Letting Them Go

I have been doing a lot of  thinking around what Adora Svitak says in the TED talk;

I believe I let the students in my class make their own decisions and I have always tried to let them go and see what happens in their learning. After watching and listening to Adora and how we need to learn from kids. Kids do have amazing dreams and aspirations, and why do we as adults try to bring down their expectations? I started reflecting and questioning my lessons for the week. I wanted to see if there were areas where I need to let go and allow the students to go and learn.

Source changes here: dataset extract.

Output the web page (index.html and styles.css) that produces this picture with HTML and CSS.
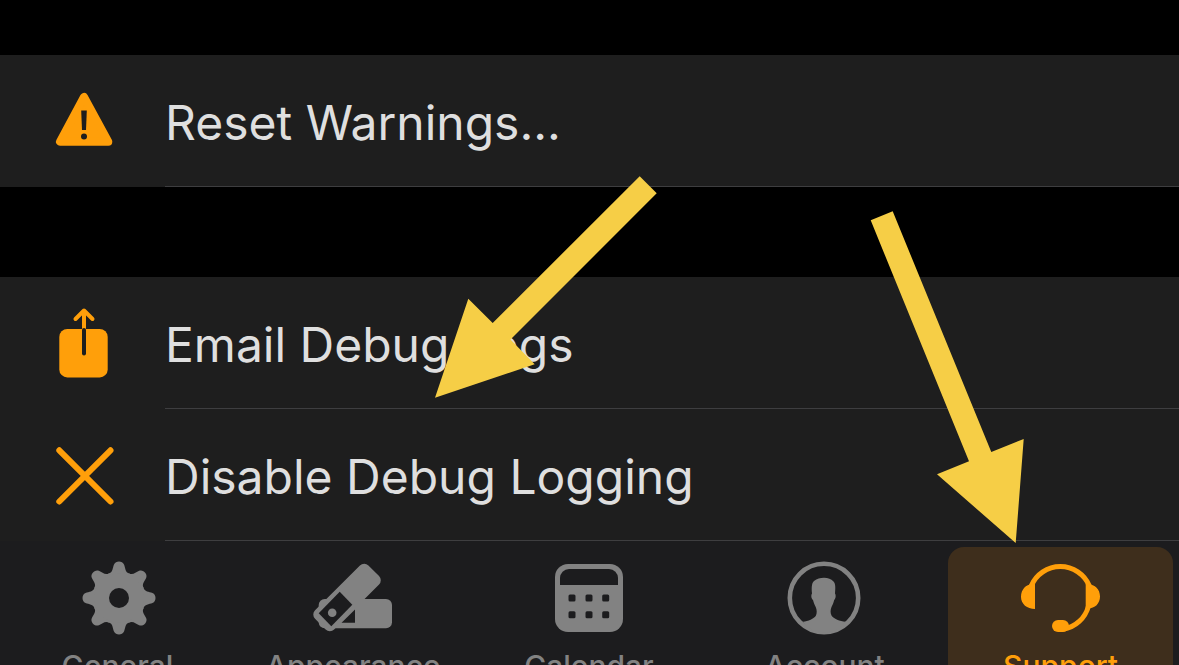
FILE: index.html
```html
<!DOCTYPE html>
<html lang="en">
<head>
<meta charset="utf-8">
<meta name="viewport" content="width=device-width, initial-scale=1">
<title>Support</title>
<link rel="stylesheet" href="styles.css">
</head>
<body>
<div class="screen">
  <main class="settings">
    <section class="group">
      <button class="row" type="button">
        <svg class="row-icon" viewBox="48 85 72 72" aria-hidden="true">
          <path class="fill join" d="M84 97 60 141.7H108.300Z"/>
          <path class="cut" d="M81.200 110.500H86.800L86 130H82Z"/>
          <circle class="cut" cx="84" cy="136.500" r="3"/>
        </svg>
        <span class="row-label">Reset Warnings...</span>
      </button>
    </section>
    <section class="group">
      <button class="row" type="button">
        <svg class="row-icon" viewBox="48 307 72 72" aria-hidden="true">
          <rect class="fill" x="59.300" y="329" width="48.400" height="48.400" rx="8"/>
          <path class="line" d="M84 329V310.500M75.500 319 84 310.500 92.500 319"/>
          <path class="cut-line" d="M84 330V353.500"/>
        </svg>
        <span class="row-label">Email Debug Logs</span>
      </button>
      <button class="row" type="button">
        <svg class="row-icon" viewBox="48 439 72 72" aria-hidden="true">
          <path class="line heavy" d="M59.300 450.300 110.500 501.500M110.500 450.300 59.300 501.500"/>
        </svg>
        <span class="row-label">Disable Debug Logging</span>
      </button>
    </section>
  </main>

  <nav class="tabs" aria-label="Settings sections">
    <button class="tab" type="button">
      <svg class="tab-icon" viewBox="-42 -40 80 80" aria-hidden="true">
        <defs><path id="tooth" d="M-10.500 -24.500C-6 -25.500 -6.500 -30 -5 -33.500C-3.300 -37.500 3.300 -37.500 5 -33.500C6.500 -30 6 -25.500 10.500 -24.500L0 0Z"/></defs>
        <g fill="currentColor">
          <use href="#tooth"/>
          <use href="#tooth" transform="rotate(45)"/>
          <use href="#tooth" transform="rotate(90)"/>
          <use href="#tooth" transform="rotate(135)"/>
          <use href="#tooth" transform="rotate(180)"/>
          <use href="#tooth" transform="rotate(225)"/>
          <use href="#tooth" transform="rotate(270)"/>
          <use href="#tooth" transform="rotate(315)"/>
          <circle r="25"/>
        </g>
        <circle class="tab-cut" r="10"/>
      </svg>
      <span class="tab-label">General</span>
    </button>
    <button class="tab" type="button">
      <svg class="tab-icon" viewBox="313 558 80 80" aria-hidden="true">
        <rect fill="currentColor" x="318.700" y="599" width="73.300" height="29.300" rx="6"/>
        <path class="tab-cut" d="M355 609.500V622.700H341.500Z"/>
        <rect fill="currentColor" x="309.300" y="584" width="75.500" height="27" rx="6" transform="rotate(-45 347 597.500)"/>
        <path class="tab-cut" d="M339.700 591.700 352.300 604.800 331.300 626.300 318.700 613.300Z"/>
        <circle fill="currentColor" cx="332.200" cy="612.700" r="4.300"/>
      </svg>
      <span class="tab-label">Appearance</span>
    </button>
    <button class="tab" type="button">
      <svg class="tab-icon" viewBox="549 558 80 80" aria-hidden="true">
        <rect fill="currentColor" x="555" y="564" width="68" height="68" rx="13"/>
        <path class="tab-cut" d="M560 585V578A9 9 0 0 1 569 569H609A9 9 0 0 1 618 578V585Z"/>
        <g class="tab-cut">
          <rect x="568.500" y="594.500" width="7" height="7" rx="1.500"/>
          <rect x="585.500" y="594.500" width="7" height="7" rx="1.500"/>
          <rect x="602.200" y="594.500" width="7" height="7" rx="1.500"/>
          <rect x="568.500" y="611.200" width="7" height="7" rx="1.500"/>
          <rect x="585.500" y="611.200" width="7" height="7" rx="1.500"/>
          <rect x="602.200" y="611.200" width="7" height="7" rx="1.500"/>
        </g>
      </svg>
      <span class="tab-label">Calendar</span>
    </button>
    <button class="tab" type="button">
      <svg class="tab-icon" viewBox="785 558 80 80" aria-hidden="true">
        <circle cx="824" cy="598" r="34.200" fill="none" stroke="currentColor" stroke-width="4.600"/>
        <path fill="currentColor" d="M803 621.800C808 621 814 619 816 615.500C817 613 817 610 815.700 607C814.300 604 813.500 602 813 600C811.500 599 810.700 595.500 812 593.500C811.500 588 811.500 583 814 581C817 578.500 820 577.700 824 577.700C828 577.700 831.500 579 833 581C835.800 583 835.500 588 835 593.500C836.300 595.500 835.500 599 834.200 600C833.700 602 833 604 831.500 607C830.300 610 830.300 613 831.500 615.500C833.500 619 840 621 845.500 621.800C841 628 833 632.500 824 632.500C815 632.500 808 628.500 803 621.800Z"/>
      </svg>
      <span class="tab-label">Account</span>
    </button>
    <button class="tab tab-active" type="button" aria-current="page">
      <svg class="tab-icon" viewBox="1021 558 80 80" aria-hidden="true">
        <path fill="none" stroke="currentColor" stroke-width="5" d="M1031.200 586A31.500 31.500 0 0 1 1089.400 586M1088.500 606A31.500 31.500 0 0 1 1063 629.300"/>
        <path fill="currentColor" d="M1035 583.500V609C1027 609 1021 604 1021 597C1021 589.500 1026 584.300 1032 584.300ZM1085.700 583.500V609L1088 608.500C1095 608.500 1100 603.500 1100 596.500C1100 589.500 1095 584.300 1088 584.300Z"/>
        <rect fill="currentColor" x="1052" y="620" width="17" height="12" rx="6"/>
      </svg>
      <span class="tab-label">Support</span>
    </button>
  </nav>

  <svg class="pointers" viewBox="0 0 1179 665" aria-hidden="true">
    <path d="M639.700 176.300 656.700 193.300 510.500 339.500 534.700 364.300 435 397.700 468.300 298.700 492.700 323Z"/>
    <path d="M892.700 211.300 991.300 452 1023.700 439 1015.700 543 937 474.300 969 461.300 870.700 220.300Z"/>
  </svg>
</div>
</body>
</html>
```
FILE: styles.css
```css
:root {
  --row: #1e1e1e;
  --bar: #1c1c1e;
  --line: #3e3e40;
  --accent: #ff9f0a;
  --muted: #828282;
}

* {
  box-sizing: border-box;
}

body {
  margin: 0;
  background: #000;
  font-family: Inter, "Liberation Sans", sans-serif;
}

button {
  border: 0;
  margin: 0;
  padding: 0;
  background: none;
  font: inherit;
  color: inherit;
}

.screen {
  position: relative;
  display: flex;
  flex-direction: column;
  height: 100vh;
  overflow: hidden;
}

.settings {
  display: flex;
  flex-direction: column;
  flex-shrink: 0;
  gap: 90px;
  padding-top: 55px;
}

.group {
  background: var(--row);
}

.row {
  display: flex;
  align-items: center;
  gap: 45px;
  width: 100%;
  height: 132px;
  padding-left: 48px;
  text-align: left;
}

.row-icon {
  flex: none;
  width: 72px;
  height: 72px;
}

.row-label {
  flex: 1;
  align-self: stretch;
  border-bottom: 1px solid var(--line);
  color: #dfdfdf;
  font-size: 48px;
  line-height: 136px;
  white-space: nowrap;
}

.fill {
  fill: var(--accent);
}

.join {
  stroke: var(--accent);
  stroke-width: 8px;
  stroke-linejoin: round;
}

.cut {
  fill: var(--row);
}

.line,
.cut-line {
  fill: none;
  stroke: var(--accent);
  stroke-width: 4px;
  stroke-linecap: round;
  stroke-linejoin: round;
}

.cut-line {
  stroke: var(--row);
}

.heavy {
  stroke-width: 6px;
}

.tabs {
  display: grid;
  grid-template-columns: repeat(5, 1fr);
  flex: 1 0 auto;
  background: var(--bar);
  color: var(--muted);
}

.tab {
  display: flex;
  flex-direction: column;
  align-items: center;
  gap: 10px;
  margin: 6px 6px 0 5px;
  padding: 11px 0 12px;
  border-radius: 16px;
}

.tab-active {
  background: #3e2e1c;
  color: var(--accent);
}

.tab-icon {
  flex: none;
  width: 80px;
  height: 80px;
  overflow: visible;
}

.tab-cut {
  fill: var(--bar);
}

.tab-label {
  font-size: 30px;
  font-weight: 500;
  line-height: 36px;
}

.pointers {
  position: absolute;
  top: 0;
  left: 0;
  width: 100%;
  fill: #f6ce46;
  pointer-events: none;
}
```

I wanted to see if I could trust all of them to go and explore what they wanted to do for a project they were assigned. I had created this project a few years ago, but I wanted it to be different, I did not want them working on it at home. In other words I really wanted them to take charge of their learning and project themselves, without adult intervention.

I decided to book large amounts of time in the library so they had space and resources to explore and create how they wanted to. I sat back and watched them in action, and I was blown away. All the students were on task, creating and collaborating, helping one another, proving Adora correct. “We need to create opportunities for children to grow up and blow us away. We need to expect more from them.”  I know have in my head when planning assignments and lessons that I need to expect more from the students. As Adora states, “when expectations are low, trust me we will sink to them.”  As I have seen this week this includes all learners in the classroom, ALL!

I did show Adora’s talk to the class, and I was amazed at how they all took it in. They had some great discussions around it, and many felt that they were given choice in our classroom. I then asked them, why do you ask to go to the washroom or to get a drink, or is this enough writing, or is this okay… They all had a little light bulb go off! I loved it. So now when they ask me those silly questions I ask them what do they think?

One last note on Adora’s talk and its affects on me and the students; we have had a lot of snow fall over the last week. The principal keeps changing rules about sledding and the students are getting frustrated. I was in our classroom getting ready to go to a Pro-D event when a student came into to the room, he did not see me, and was explaining to the other students that our principal needs to listen to Adora, when she said “adults need to listen and put in kids ideas and thoughts when it comes to making rules,” the student added that we do know to be careful but changing the rules constantly creates confusion and it is just not fair.